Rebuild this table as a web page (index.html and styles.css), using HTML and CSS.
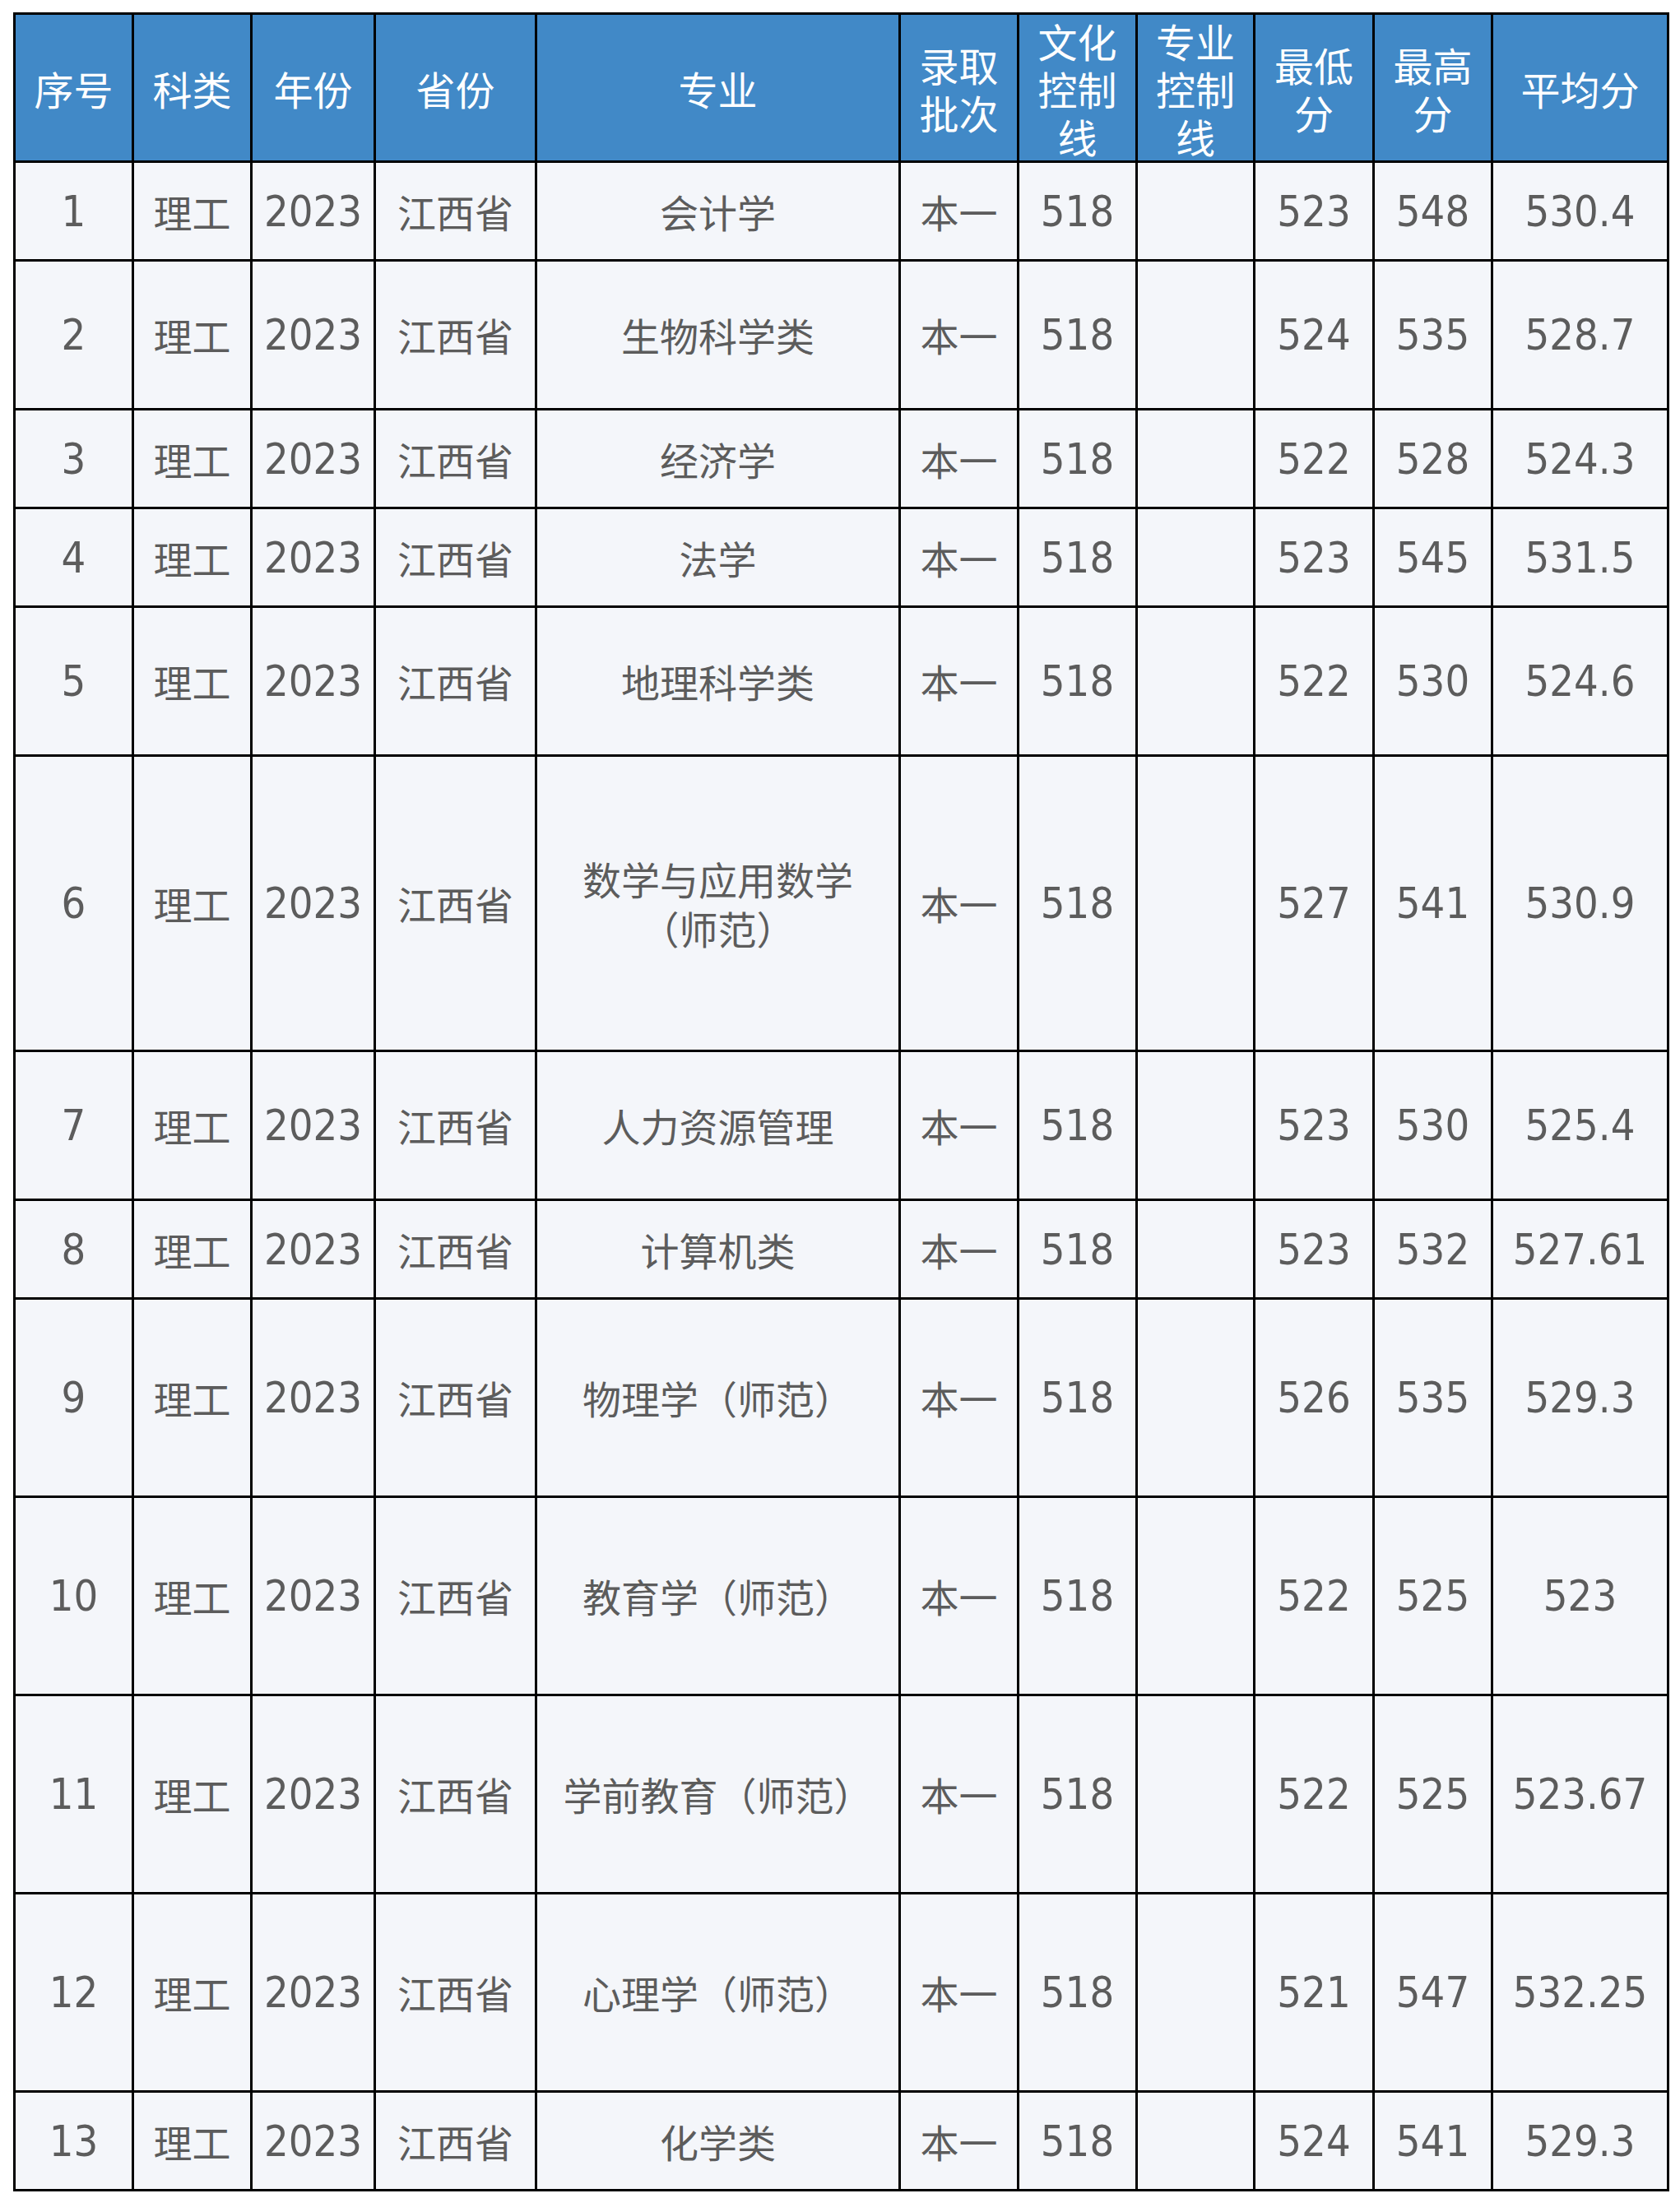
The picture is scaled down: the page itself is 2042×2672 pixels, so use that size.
FILE: index.html
```html
<!DOCTYPE html>
<html lang="zh-CN">
<head>
<meta charset="utf-8">
<title>录取分数</title>
<link rel="stylesheet" href="styles.css">
</head>
<body>
<table class="scores">
  <thead>
    <tr class="head">
      <th class="c-no">序号</th>
      <th class="c-type">科类</th>
      <th class="c-year">年份</th>
      <th class="c-prov">省份</th>
      <th class="c-major">专业</th>
      <th class="c-batch">录取<br>批次</th>
      <th class="c-line">文化<br>控制<br>线</th>
      <th class="c-pline">专业<br>控制<br>线</th>
      <th class="c-min">最低<br>分</th>
      <th class="c-max">最高<br>分</th>
      <th class="c-avg">平均分</th>
    </tr>
  </thead>
  <tbody>
    <tr class="r-s"><td class="num">1</td><td>理工</td><td class="num">2023</td><td>江西省</td><td>会计学</td><td>本一</td><td class="num">518</td><td></td><td class="num">523</td><td class="num">548</td><td class="num">530.4</td></tr>
    <tr class="r-m"><td class="num">2</td><td>理工</td><td class="num">2023</td><td>江西省</td><td>生物科学类</td><td>本一</td><td class="num">518</td><td></td><td class="num">524</td><td class="num">535</td><td class="num">528.7</td></tr>
    <tr class="r-s"><td class="num">3</td><td>理工</td><td class="num">2023</td><td>江西省</td><td>经济学</td><td>本一</td><td class="num">518</td><td></td><td class="num">522</td><td class="num">528</td><td class="num">524.3</td></tr>
    <tr class="r-s"><td class="num">4</td><td>理工</td><td class="num">2023</td><td>江西省</td><td>法学</td><td>本一</td><td class="num">518</td><td></td><td class="num">523</td><td class="num">545</td><td class="num">531.5</td></tr>
    <tr class="r-m"><td class="num">5</td><td>理工</td><td class="num">2023</td><td>江西省</td><td>地理科学类</td><td>本一</td><td class="num">518</td><td></td><td class="num">522</td><td class="num">530</td><td class="num">524.6</td></tr>
    <tr class="r-xl"><td class="num">6</td><td>理工</td><td class="num">2023</td><td>江西省</td><td>数学与应用数学<br>（师范）</td><td>本一</td><td class="num">518</td><td></td><td class="num">527</td><td class="num">541</td><td class="num">530.9</td></tr>
    <tr class="r-m"><td class="num">7</td><td>理工</td><td class="num">2023</td><td>江西省</td><td>人力资源管理</td><td>本一</td><td class="num">518</td><td></td><td class="num">523</td><td class="num">530</td><td class="num">525.4</td></tr>
    <tr class="r-s"><td class="num">8</td><td>理工</td><td class="num">2023</td><td>江西省</td><td>计算机类</td><td>本一</td><td class="num">518</td><td></td><td class="num">523</td><td class="num">532</td><td class="num">527.61</td></tr>
    <tr class="r-l"><td class="num">9</td><td>理工</td><td class="num">2023</td><td>江西省</td><td>物理学（师范）</td><td>本一</td><td class="num">518</td><td></td><td class="num">526</td><td class="num">535</td><td class="num">529.3</td></tr>
    <tr class="r-l"><td class="num">10</td><td>理工</td><td class="num">2023</td><td>江西省</td><td>教育学（师范）</td><td>本一</td><td class="num">518</td><td></td><td class="num">522</td><td class="num">525</td><td class="num">523</td></tr>
    <tr class="r-l"><td class="num">11</td><td>理工</td><td class="num">2023</td><td>江西省</td><td>学前教育（师范）</td><td>本一</td><td class="num">518</td><td></td><td class="num">522</td><td class="num">525</td><td class="num">523.67</td></tr>
    <tr class="r-l"><td class="num">12</td><td>理工</td><td class="num">2023</td><td>江西省</td><td>心理学（师范）</td><td>本一</td><td class="num">518</td><td></td><td class="num">521</td><td class="num">547</td><td class="num">532.25</td></tr>
    <tr class="r-s"><td class="num">13</td><td>理工</td><td class="num">2023</td><td>江西省</td><td>化学类</td><td>本一</td><td class="num">518</td><td></td><td class="num">524</td><td class="num">541</td><td class="num">529.3</td></tr>
  </tbody>
</table>
</body>
</html>
```

FILE: styles.css
```css
html, body {
  margin: 0;
  background: #ffffff;
}

body {
  padding: 15px 0 0 16px;
}

.scores {
  table-layout: fixed;
  border-collapse: separate;
  border-spacing: 3px;
  background: #000000;
  width: 2013px;
  font-family: "Noto Sans CJK SC", "Noto Sans", sans-serif;
  color: #5c5c5c;
}

.scores th,
.scores td {
  padding: 0;
  text-align: center;
  vertical-align: middle;
  white-space: nowrap;
}

.scores th {
  background: #4189c7;
  color: #ffffff;
  font-weight: 400;
  font-size: 48px;
  line-height: 58px;
  height: 177px;
}

.scores td {
  background: #f4f6fa;
  font-size: 47px;
  line-height: 60px;
}

.scores td.num {
  font-family: "DejaVu Sans Condensed", "DejaVu Sans", sans-serif;
  font-size: 52px;
}

.c-no { width: 141px; }
.c-type { width: 141px; }
.c-year { width: 147px; }
.c-prov { width: 193px; }
.c-major { width: 439px; }
.c-batch { width: 141px; }
.c-line { width: 141px; }
.c-pline { width: 140px; }
.c-min { width: 142px; }
.c-max { width: 141px; }
.c-avg { width: 211px; }

.r-s td { height: 117px; }
.r-m td { height: 178px; }
.r-l td { height: 238px; }
.r-xl td { height: 356px; }
```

====================

▶ [Task goal]
Without the pictures, write out all of the material exactly.

▶ [The reply]
Rebuild this table as a web page (index.html and styles.css), using HTML and CSS.
The picture is scaled down: the page itself is 2042×2672 pixels, so use that size.
FILE: index.html
```html
<!DOCTYPE html>
<html lang="zh-CN">
<head>
<meta charset="utf-8">
<title>录取分数</title>
<link rel="stylesheet" href="styles.css">
</head>
<body>
<table class="scores">
  <thead>
    <tr class="head">
      <th class="c-no">序号</th>
      <th class="c-type">科类</th>
      <th class="c-year">年份</th>
      <th class="c-prov">省份</th>
      <th class="c-major">专业</th>
      <th class="c-batch">录取<br>批次</th>
      <th class="c-line">文化<br>控制<br>线</th>
      <th class="c-pline">专业<br>控制<br>线</th>
      <th class="c-min">最低<br>分</th>
      <th class="c-max">最高<br>分</th>
      <th class="c-avg">平均分</th>
    </tr>
  </thead>
  <tbody>
    <tr class="r-s"><td class="num">1</td><td>理工</td><td class="num">2023</td><td>江西省</td><td>会计学</td><td>本一</td><td class="num">518</td><td></td><td class="num">523</td><td class="num">548</td><td class="num">530.4</td></tr>
    <tr class="r-m"><td class="num">2</td><td>理工</td><td class="num">2023</td><td>江西省</td><td>生物科学类</td><td>本一</td><td class="num">518</td><td></td><td class="num">524</td><td class="num">535</td><td class="num">528.7</td></tr>
    <tr class="r-s"><td class="num">3</td><td>理工</td><td class="num">2023</td><td>江西省</td><td>经济学</td><td>本一</td><td class="num">518</td><td></td><td class="num">522</td><td class="num">528</td><td class="num">524.3</td></tr>
    <tr class="r-s"><td class="num">4</td><td>理工</td><td class="num">2023</td><td>江西省</td><td>法学</td><td>本一</td><td class="num">518</td><td></td><td class="num">523</td><td class="num">545</td><td class="num">531.5</td></tr>
    <tr class="r-m"><td class="num">5</td><td>理工</td><td class="num">2023</td><td>江西省</td><td>地理科学类</td><td>本一</td><td class="num">518</td><td></td><td class="num">522</td><td class="num">530</td><td class="num">524.6</td></tr>
    <tr class="r-xl"><td class="num">6</td><td>理工</td><td class="num">2023</td><td>江西省</td><td>数学与应用数学<br>（师范）</td><td>本一</td><td class="num">518</td><td></td><td class="num">527</td><td class="num">541</td><td class="num">530.9</td></tr>
    <tr class="r-m"><td class="num">7</td><td>理工</td><td class="num">2023</td><td>江西省</td><td>人力资源管理</td><td>本一</td><td class="num">518</td><td></td><td class="num">523</td><td class="num">530</td><td class="num">525.4</td></tr>
    <tr class="r-s"><td class="num">8</td><td>理工</td><td class="num">2023</td><td>江西省</td><td>计算机类</td><td>本一</td><td class="num">518</td><td></td><td class="num">523</td><td class="num">532</td><td class="num">527.61</td></tr>
    <tr class="r-l"><td class="num">9</td><td>理工</td><td class="num">2023</td><td>江西省</td><td>物理学（师范）</td><td>本一</td><td class="num">518</td><td></td><td class="num">526</td><td class="num">535</td><td class="num">529.3</td></tr>
    <tr class="r-l"><td class="num">10</td><td>理工</td><td class="num">2023</td><td>江西省</td><td>教育学（师范）</td><td>本一</td><td class="num">518</td><td></td><td class="num">522</td><td class="num">525</td><td class="num">523</td></tr>
    <tr class="r-l"><td class="num">11</td><td>理工</td><td class="num">2023</td><td>江西省</td><td>学前教育（师范）</td><td>本一</td><td class="num">518</td><td></td><td class="num">522</td><td class="num">525</td><td class="num">523.67</td></tr>
    <tr class="r-l"><td class="num">12</td><td>理工</td><td class="num">2023</td><td>江西省</td><td>心理学（师范）</td><td>本一</td><td class="num">518</td><td></td><td class="num">521</td><td class="num">547</td><td class="num">532.25</td></tr>
    <tr class="r-s"><td class="num">13</td><td>理工</td><td class="num">2023</td><td>江西省</td><td>化学类</td><td>本一</td><td class="num">518</td><td></td><td class="num">524</td><td class="num">541</td><td class="num">529.3</td></tr>
  </tbody>
</table>
</body>
</html>
```

FILE: styles.css
```css
html, body {
  margin: 0;
  background: #ffffff;
}

body {
  padding: 15px 0 0 16px;
}

.scores {
  table-layout: fixed;
  border-collapse: separate;
  border-spacing: 3px;
  background: #000000;
  width: 2013px;
  font-family: "Noto Sans CJK SC", "Noto Sans", sans-serif;
  color: #5c5c5c;
}

.scores th,
.scores td {
  padding: 0;
  text-align: center;
  vertical-align: middle;
  white-space: nowrap;
}

.scores th {
  background: #4189c7;
  color: #ffffff;
  font-weight: 400;
  font-size: 48px;
  line-height: 58px;
  height: 177px;
}

.scores td {
  background: #f4f6fa;
  font-size: 47px;
  line-height: 60px;
}

.scores td.num {
  font-family: "DejaVu Sans Condensed", "DejaVu Sans", sans-serif;
  font-size: 52px;
}

.c-no { width: 141px; }
.c-type { width: 141px; }
.c-year { width: 147px; }
.c-prov { width: 193px; }
.c-major { width: 439px; }
.c-batch { width: 141px; }
.c-line { width: 141px; }
.c-pline { width: 140px; }
.c-min { width: 142px; }
.c-max { width: 141px; }
.c-avg { width: 211px; }

.r-s td { height: 117px; }
.r-m td { height: 178px; }
.r-l td { height: 238px; }
.r-xl td { height: 356px; }
```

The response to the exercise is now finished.